The Russian banking sector has continued to expand on the back of this growth and, despite continued systemic weaknesses, is likely to continue to do so.

The group leader is still Sberbank, which improved its capital strength by 49% year on year, reaching more than $11bn in Tier 1 capital. The Russian lender also grew its assets by 38% to $131.66bn and its pre-tax profits by 24% to $4.14bn. Its profit levels are more than 10 times the average profits of $385m for the other 24 Russian banks present in the Top 1000 listing.

Such good results have fuelled Sberbank’s advancement in the Top 1000 world banks ranking, too – from 82nd place in last year’s listing to 66th this year – and this is indicative of the continuous growth that the bank has enjoyed over the past years.

The leading three places in the Top 25 ranking this year are occupied by Russian banks, thanks to Gazprombank’s jump from fifth to third place, pushing Hungary’s National Savings and Commercial Bank into fourth position. As in previous years, VTB Bank came in second place with $6.2bn in Tier 1 capital, up 26% from last year, which shows the benefit of the consolidation under it of the former Central Bank of Russia’s overseas subsidiaries.
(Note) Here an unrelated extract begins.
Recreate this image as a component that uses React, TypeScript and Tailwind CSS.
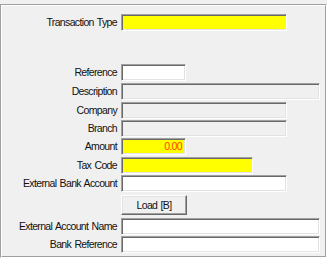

There are even fewer non-Russian players in the Top 25 CEE banks as a consequence of foreign acquisitions in the region. Romania’s Banca Comerciala Romana does not appear in this year’s listing following its acquisition by Austria’s Erste Bank.

The average return on capital of individual banks in Russia increased to 25.16% from 23.07% for the fiscal year that ended in 2005. Hungarian and Polish banks, the highest scorers after the Russian lenders, had a declining average of profits to capital ratios compared with the previous year. The average Tier 1 capital to assets ratios has remained constant or declined in all the sampled groups.TOP 25: CENTRAL AND EASTERN EUROPE ($M)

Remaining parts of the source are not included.